(What this task involves): Retype the data that follows line by line, exactly, and leave its pictures out.

>>>>

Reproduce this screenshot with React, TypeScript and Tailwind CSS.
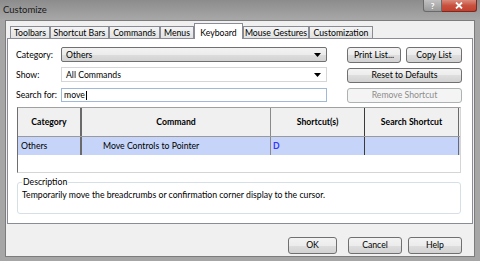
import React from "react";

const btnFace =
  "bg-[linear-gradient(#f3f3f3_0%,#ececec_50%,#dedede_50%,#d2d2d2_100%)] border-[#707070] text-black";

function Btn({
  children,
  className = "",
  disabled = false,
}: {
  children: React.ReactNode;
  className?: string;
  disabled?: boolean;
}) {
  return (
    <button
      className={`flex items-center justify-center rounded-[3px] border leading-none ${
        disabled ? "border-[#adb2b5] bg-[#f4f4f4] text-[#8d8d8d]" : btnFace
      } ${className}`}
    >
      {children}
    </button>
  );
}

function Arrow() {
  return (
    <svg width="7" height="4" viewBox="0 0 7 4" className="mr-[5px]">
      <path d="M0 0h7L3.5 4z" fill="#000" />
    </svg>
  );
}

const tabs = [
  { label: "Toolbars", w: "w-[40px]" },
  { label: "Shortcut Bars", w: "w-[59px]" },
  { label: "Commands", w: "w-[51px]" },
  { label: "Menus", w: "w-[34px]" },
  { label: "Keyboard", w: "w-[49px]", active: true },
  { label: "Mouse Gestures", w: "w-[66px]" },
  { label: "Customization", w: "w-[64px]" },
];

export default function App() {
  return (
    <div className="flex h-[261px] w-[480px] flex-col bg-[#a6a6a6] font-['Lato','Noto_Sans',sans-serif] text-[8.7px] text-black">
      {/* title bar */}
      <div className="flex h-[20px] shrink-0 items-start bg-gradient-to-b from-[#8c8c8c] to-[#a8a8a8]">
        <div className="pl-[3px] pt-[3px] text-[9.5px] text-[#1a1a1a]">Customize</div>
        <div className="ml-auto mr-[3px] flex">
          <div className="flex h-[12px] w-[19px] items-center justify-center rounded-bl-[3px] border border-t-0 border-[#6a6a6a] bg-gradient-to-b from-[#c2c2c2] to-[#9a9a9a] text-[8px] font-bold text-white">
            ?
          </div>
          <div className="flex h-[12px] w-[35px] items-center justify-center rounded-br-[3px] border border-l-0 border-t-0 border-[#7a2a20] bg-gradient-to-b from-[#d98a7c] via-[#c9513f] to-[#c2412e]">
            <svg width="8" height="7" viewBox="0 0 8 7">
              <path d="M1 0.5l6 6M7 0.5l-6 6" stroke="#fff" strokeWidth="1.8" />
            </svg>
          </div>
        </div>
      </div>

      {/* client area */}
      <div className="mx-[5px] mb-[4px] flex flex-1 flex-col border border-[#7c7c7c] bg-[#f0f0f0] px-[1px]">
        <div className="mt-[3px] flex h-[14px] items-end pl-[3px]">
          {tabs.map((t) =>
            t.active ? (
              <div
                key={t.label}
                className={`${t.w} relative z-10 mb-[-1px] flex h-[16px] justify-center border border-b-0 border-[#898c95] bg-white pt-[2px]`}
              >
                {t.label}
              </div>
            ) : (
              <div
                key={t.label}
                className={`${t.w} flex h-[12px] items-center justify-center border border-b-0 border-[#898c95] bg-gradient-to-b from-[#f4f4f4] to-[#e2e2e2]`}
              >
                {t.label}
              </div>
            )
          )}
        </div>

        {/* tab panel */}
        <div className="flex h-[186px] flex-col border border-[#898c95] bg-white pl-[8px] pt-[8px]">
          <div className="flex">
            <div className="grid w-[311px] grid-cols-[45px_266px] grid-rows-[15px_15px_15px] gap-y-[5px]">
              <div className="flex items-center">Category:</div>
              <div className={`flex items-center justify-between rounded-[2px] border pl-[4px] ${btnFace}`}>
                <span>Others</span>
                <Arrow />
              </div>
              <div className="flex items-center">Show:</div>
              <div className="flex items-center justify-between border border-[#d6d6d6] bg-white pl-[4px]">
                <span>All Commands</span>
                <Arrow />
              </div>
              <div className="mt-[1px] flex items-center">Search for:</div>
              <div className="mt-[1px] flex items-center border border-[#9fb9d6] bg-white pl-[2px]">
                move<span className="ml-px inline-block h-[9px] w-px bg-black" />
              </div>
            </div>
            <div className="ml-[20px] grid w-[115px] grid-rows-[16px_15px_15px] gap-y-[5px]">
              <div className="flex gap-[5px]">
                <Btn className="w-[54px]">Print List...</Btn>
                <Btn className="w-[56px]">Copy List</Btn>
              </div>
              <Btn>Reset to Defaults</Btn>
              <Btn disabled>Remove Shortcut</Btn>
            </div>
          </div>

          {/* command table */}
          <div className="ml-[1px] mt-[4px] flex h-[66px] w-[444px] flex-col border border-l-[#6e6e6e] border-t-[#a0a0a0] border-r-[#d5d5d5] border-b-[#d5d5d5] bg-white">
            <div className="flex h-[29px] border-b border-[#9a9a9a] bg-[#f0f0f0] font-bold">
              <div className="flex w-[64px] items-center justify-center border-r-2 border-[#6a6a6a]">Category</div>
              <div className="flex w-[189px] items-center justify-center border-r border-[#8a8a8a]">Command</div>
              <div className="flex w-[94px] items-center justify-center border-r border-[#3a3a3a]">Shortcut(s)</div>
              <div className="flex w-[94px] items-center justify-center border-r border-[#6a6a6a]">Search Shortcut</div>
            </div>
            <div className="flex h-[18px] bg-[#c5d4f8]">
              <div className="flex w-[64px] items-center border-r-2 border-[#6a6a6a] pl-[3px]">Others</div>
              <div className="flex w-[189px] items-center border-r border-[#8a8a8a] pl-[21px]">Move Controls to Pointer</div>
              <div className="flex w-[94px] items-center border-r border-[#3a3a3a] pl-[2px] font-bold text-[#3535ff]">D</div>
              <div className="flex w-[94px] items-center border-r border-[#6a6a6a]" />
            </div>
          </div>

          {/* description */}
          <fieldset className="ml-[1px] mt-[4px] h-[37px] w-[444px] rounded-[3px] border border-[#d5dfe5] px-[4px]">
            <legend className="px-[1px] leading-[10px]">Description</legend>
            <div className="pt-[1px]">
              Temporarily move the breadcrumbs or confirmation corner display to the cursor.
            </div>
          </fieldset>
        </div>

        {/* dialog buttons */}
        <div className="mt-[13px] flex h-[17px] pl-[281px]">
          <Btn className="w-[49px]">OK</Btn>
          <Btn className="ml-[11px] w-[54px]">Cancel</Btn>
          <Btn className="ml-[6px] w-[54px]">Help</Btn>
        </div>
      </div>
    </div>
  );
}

<<<<

(Task solution):
Reproduce this screenshot with React, TypeScript and Tailwind CSS.
import React from "react";

const btnFace =
  "bg-[linear-gradient(#f3f3f3_0%,#ececec_50%,#dedede_50%,#d2d2d2_100%)] border-[#707070] text-black";

function Btn({
  children,
  className = "",
  disabled = false,
}: {
  children: React.ReactNode;
  className?: string;
  disabled?: boolean;
}) {
  return (
    <button
      className={`flex items-center justify-center rounded-[3px] border leading-none ${
        disabled ? "border-[#adb2b5] bg-[#f4f4f4] text-[#8d8d8d]" : btnFace
      } ${className}`}
    >
      {children}
    </button>
  );
}

function Arrow() {
  return (
    <svg width="7" height="4" viewBox="0 0 7 4" className="mr-[5px]">
      <path d="M0 0h7L3.5 4z" fill="#000" />
    </svg>
  );
}

const tabs = [
  { label: "Toolbars", w: "w-[40px]" },
  { label: "Shortcut Bars", w: "w-[59px]" },
  { label: "Commands", w: "w-[51px]" },
  { label: "Menus", w: "w-[34px]" },
  { label: "Keyboard", w: "w-[49px]", active: true },
  { label: "Mouse Gestures", w: "w-[66px]" },
  { label: "Customization", w: "w-[64px]" },
];

export default function App() {
  return (
    <div className="flex h-[261px] w-[480px] flex-col bg-[#a6a6a6] font-['Lato','Noto_Sans',sans-serif] text-[8.7px] text-black">
      {/* title bar */}
      <div className="flex h-[20px] shrink-0 items-start bg-gradient-to-b from-[#8c8c8c] to-[#a8a8a8]">
        <div className="pl-[3px] pt-[3px] text-[9.5px] text-[#1a1a1a]">Customize</div>
        <div className="ml-auto mr-[3px] flex">
          <div className="flex h-[12px] w-[19px] items-center justify-center rounded-bl-[3px] border border-t-0 border-[#6a6a6a] bg-gradient-to-b from-[#c2c2c2] to-[#9a9a9a] text-[8px] font-bold text-white">
            ?
          </div>
          <div className="flex h-[12px] w-[35px] items-center justify-center rounded-br-[3px] border border-l-0 border-t-0 border-[#7a2a20] bg-gradient-to-b from-[#d98a7c] via-[#c9513f] to-[#c2412e]">
            <svg width="8" height="7" viewBox="0 0 8 7">
              <path d="M1 0.5l6 6M7 0.5l-6 6" stroke="#fff" strokeWidth="1.8" />
            </svg>
          </div>
        </div>
      </div>

      {/* client area */}
      <div className="mx-[5px] mb-[4px] flex flex-1 flex-col border border-[#7c7c7c] bg-[#f0f0f0] px-[1px]">
        <div className="mt-[3px] flex h-[14px] items-end pl-[3px]">
          {tabs.map((t) =>
            t.active ? (
              <div
                key={t.label}
                className={`${t.w} relative z-10 mb-[-1px] flex h-[16px] justify-center border border-b-0 border-[#898c95] bg-white pt-[2px]`}
              >
                {t.label}
              </div>
            ) : (
              <div
                key={t.label}
                className={`${t.w} flex h-[12px] items-center justify-center border border-b-0 border-[#898c95] bg-gradient-to-b from-[#f4f4f4] to-[#e2e2e2]`}
              >
                {t.label}
              </div>
            )
          )}
        </div>

        {/* tab panel */}
        <div className="flex h-[186px] flex-col border border-[#898c95] bg-white pl-[8px] pt-[8px]">
          <div className="flex">
            <div className="grid w-[311px] grid-cols-[45px_266px] grid-rows-[15px_15px_15px] gap-y-[5px]">
              <div className="flex items-center">Category:</div>
              <div className={`flex items-center justify-between rounded-[2px] border pl-[4px] ${btnFace}`}>
                <span>Others</span>
                <Arrow />
              </div>
              <div className="flex items-center">Show:</div>
              <div className="flex items-center justify-between border border-[#d6d6d6] bg-white pl-[4px]">
                <span>All Commands</span>
                <Arrow />
              </div>
              <div className="mt-[1px] flex items-center">Search for:</div>
              <div className="mt-[1px] flex items-center border border-[#9fb9d6] bg-white pl-[2px]">
                move<span className="ml-px inline-block h-[9px] w-px bg-black" />
              </div>
            </div>
            <div className="ml-[20px] grid w-[115px] grid-rows-[16px_15px_15px] gap-y-[5px]">
              <div className="flex gap-[5px]">
                <Btn className="w-[54px]">Print List...</Btn>
                <Btn className="w-[56px]">Copy List</Btn>
              </div>
              <Btn>Reset to Defaults</Btn>
              <Btn disabled>Remove Shortcut</Btn>
            </div>
          </div>

          {/* command table */}
          <div className="ml-[1px] mt-[4px] flex h-[66px] w-[444px] flex-col border border-l-[#6e6e6e] border-t-[#a0a0a0] border-r-[#d5d5d5] border-b-[#d5d5d5] bg-white">
            <div className="flex h-[29px] border-b border-[#9a9a9a] bg-[#f0f0f0] font-bold">
              <div className="flex w-[64px] items-center justify-center border-r-2 border-[#6a6a6a]">Category</div>
              <div className="flex w-[189px] items-center justify-center border-r border-[#8a8a8a]">Command</div>
              <div className="flex w-[94px] items-center justify-center border-r border-[#3a3a3a]">Shortcut(s)</div>
              <div className="flex w-[94px] items-center justify-center border-r border-[#6a6a6a]">Search Shortcut</div>
            </div>
            <div className="flex h-[18px] bg-[#c5d4f8]">
              <div className="flex w-[64px] items-center border-r-2 border-[#6a6a6a] pl-[3px]">Others</div>
              <div className="flex w-[189px] items-center border-r border-[#8a8a8a] pl-[21px]">Move Controls to Pointer</div>
              <div className="flex w-[94px] items-center border-r border-[#3a3a3a] pl-[2px] font-bold text-[#3535ff]">D</div>
              <div className="flex w-[94px] items-center border-r border-[#6a6a6a]" />
            </div>
          </div>

          {/* description */}
          <fieldset className="ml-[1px] mt-[4px] h-[37px] w-[444px] rounded-[3px] border border-[#d5dfe5] px-[4px]">
            <legend className="px-[1px] leading-[10px]">Description</legend>
            <div className="pt-[1px]">
              Temporarily move the breadcrumbs or confirmation corner display to the cursor.
            </div>
          </fieldset>
        </div>

        {/* dialog buttons */}
        <div className="mt-[13px] flex h-[17px] pl-[281px]">
          <Btn className="w-[49px]">OK</Btn>
          <Btn className="ml-[11px] w-[54px]">Cancel</Btn>
          <Btn className="ml-[6px] w-[54px]">Help</Btn>
        </div>
      </div>
    </div>
  );
}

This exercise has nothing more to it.